An hour later, Nole has printed a couple hundred labels for Crema, but not after fastidiously mixing ink to just the right color, measuring and remeasuring the spaces until everything's dead center. As he works he explains his process, punctuating certain steps with, "If I really want to get anal, which I usually do." It's amazing how specific these massive machines can be in the right hands.
The differences between Nashville's printmakers are broad enough that their similarities stand out in contrast, the most obvious one being: They have extraordinarily good taste and conceptual skills. Baisden, for example, imagined Gillian Welch's music as a sad/sweet owl on a fencepost for a poster advertising her Ryman show. Welch now requests that Baisden handle all her posters. McCloud can put Fred Rogers and Johnny Cash on paper pennants, and the imagined correspondence between the two is enough to bring even the most cynical of us close to tears.

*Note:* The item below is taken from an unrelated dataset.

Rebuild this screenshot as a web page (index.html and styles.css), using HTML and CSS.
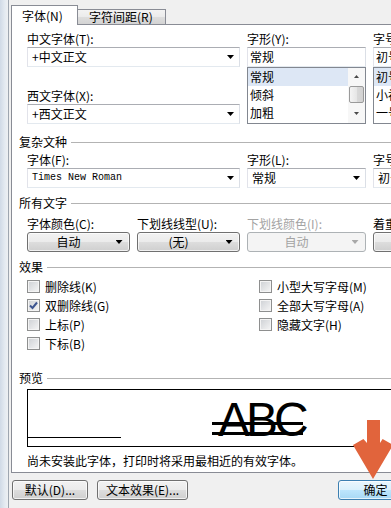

Almost more than fine artists, printmakers are responsible for understanding the needs and desires of their culture. That often means knowing what people want to see before they know it themselves. As a result, printmakers are instinctive hoarders of the popular imagination, scouring ideas from sources as obscure and disparate as vintage Sears catalog ads, Soviet movie stills, Edwardian children's-book illustrations and Norwegian postage stamps. Nole collects vintage stuffed animals that are straight out of Mike Kelley photographs, and even the Johnson & Johnson baby powder he uses on his machine comes in a Chinese package.
But there's something inherently down-to-earth about printmaking. The same process that has been used since Printers Alley teemed with ink-stained workers is essentially the same as that espoused by Rembrandt and Goya — which Nole now uses to make T-shirts for Third Man.
"There's an accessibility to printmaking," says Hosford, "and it's a perfect bridge between mass-produced and unique. I think we've reached a breaking point, and we're getting away from mass marketing. The physical nature of the object is what's important — like buying and collecting vinyl records."
A common thread among many printmakers seems to be that they begin with another medium in mind — some type of art with a capital A — but move on to printmaking for whatever reason. Hosford says he sees that often in his students, who sometimes start a class not knowing anything about printing. By semester's end, they're converts.
"I feel like I'm almost like a preacher who wants to bring the gospel to everybody," Hosford says. "Printing has transformed me so much that I feel like I need to share it."
Although his uncle was heavily involved in letterpress, McCloud was fairly unaware he could adopt the medium as an art form. The moment he embraced it, his life changed.
"I studied sculpture in college, and was making these big monstrosities out of concrete and metal, and they felt really permanent — and completely immovable," he says. "I remember dragging some of that stuff home from college, and it was just completely ridiculous. It kind of becomes this albatross around your neck, because what do you do with it?
"But prints!" His eyes light up, and you can imagine a light bulb blinking on in his head back in his college days. "A print is so easy to distribute, it can go anywhere. You can make something today, and tomorrow it can be to China. And there would be no crane involved, no shipping container.
"It makes it easy to share. And that's what I really like about printmaking."